L’énigme de Thulé et les limites de l’exploration humaine
Cette question de l’habitat humain, de l’habitabilité des territoires et des milieux est encore au centre d’un sujet central du « dossier Pythéas » : Thulé. De l’ouvrage, Pythéas ressort comme le découvreur de Thulé. Mais il faut une sagacité à toute épreuve de la part de l’auteur pour démêler – au mieux des connaissances actuelles – la question de la localisation de ce territoire… inhabité à l’époque de notre explorateur et habité aujourd’hui. L’hypothèse qui paraît en effet la plus vraisemblable est d’identifier Thulé à l’Islande contemporaine. Mais cette identification ne résout pas tout. Car les mythifications de Thulé et la longueur séculaire de la polémique scientifique autour de la question pose une autre question, celle du magnétisme des lieux qui nous échappent, tant dans leur accès que dans la connaissance que nous en avons : bien difficile aujourd’hui, sans tomber dans la fiction pure et simple, d’avoir de tels lieux terrestres avec lesquels se confondent les limites des connaissances humaines, tant empiriquement qu’épistémologiquement. Peut-on y voir une cause de la relance de la conquête spatiale ? Peut-être. Car elle permet de retendre ce moteur de l’action humaine qui pousse – semble-t-il depuis son origine – l’Humanité à toujours aller plus loin : par-delà ce col, cette montagne, ce fleuve, cette plaine, ce désert, cette mer, cet océan, qu’y a-t-il ? Ces questions, pour l’Humanité en tant qu’espèce vivante, n’ont plus guère de sens que dans l’espace intersidéral et non plus à la surface de notre chère planète. Alors, si Pythéas était notre contemporain, ne serait-il pas spationaute et astronome ? Peut-être cartographe de la Lune ou de Mars…

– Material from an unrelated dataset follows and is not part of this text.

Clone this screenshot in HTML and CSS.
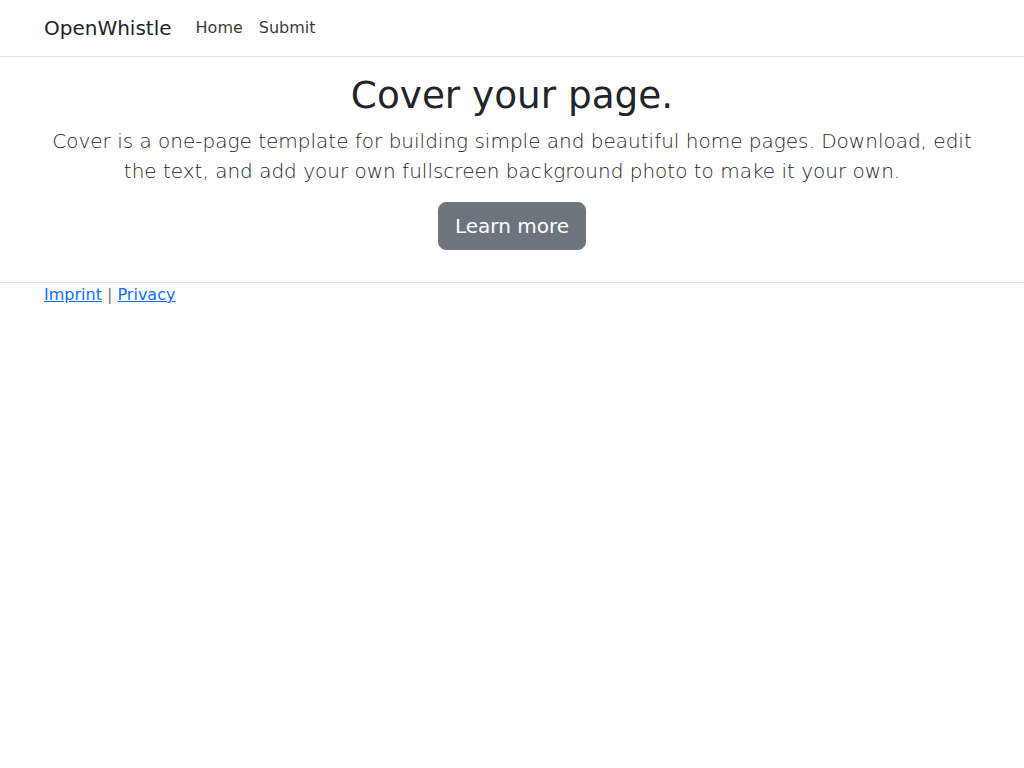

La vigilance de François Herbaux face aux mythes historiques
Cette question des mythifications et des mystifications géo-historiques apparaît à de nombreuses reprises dans l’ouvrage. L’auteur évoque toutes les instrumentalisations dont Pythéas a pu être l’objet, y compris à l’époque contemporaine. Le chapitre XI est édifiant sur le sujet et n’est pas sans évoquer bien des questions que nous avons évoquées récemment dans notre Chronique de l’ouvrage de Giusto Traina (Le Livre noir des classiques – Une histoire incorrecte de la réception de l’Antiquité, Les Belles Lettres) pour Mare Nostrum. Cela inclut la récupération d’une Thulé mythifiée par l’idéologie nazie. Mais les investigations de François Herbaux ne se sont pas arrêtées là et il propose d’intéressantes réflexions et analyses quant aux fictions, spéculations et hypothèses invérifiables dont la figure, l’histoire et l’exploration de Pythéas ont pu être l’objet. Il analyse différentes formes littéraires, y compris le roman, tel celui de François Garde qui a également fait l’objet d’une chronique de Mare Nostrum (À perte de vue la mer gelée, Paulsen, 2021).
À raison, François Herbaux met en garde contre le genre pseudo-historique. Son propos, sur ce point, est d’autant plus fondé aujourd’hui que le marché de l’hypothèse infondée est devenu spéculatif, l’escalade de bénéfices financiers étant remplacée de façon homologue par l’escalade dans l’extraordinaire et l’ « incroyable »… auquel on croit pourtant volontiers.
Cet ouvrage est, en tout état de cause, un vrai travail de géographe ! En particulier parce que l’auteur mène une enquête serrée, contradictoire, en ne s’interdisant aucune source parmi toutes celles possibles. Ses raisonnements sont clairs, suivis, étayés. Il ne manque que quelques cartes pour représenter les hypothèses principales mais aussi les étapes principales de l’enquête et des raisonnements de l’auteur. C’est un manque car cartographier des données comme des hypothèses a toujours un potentiel heuristique que la seule écriture du texte peut manquer. Une sorte de mini-atlas des données, des hypothèses des uns et des autres, de leurs réfutations même serait sans doute un atout sur la base d’une si remarquable mise au point sur le « dossier Pythéas ».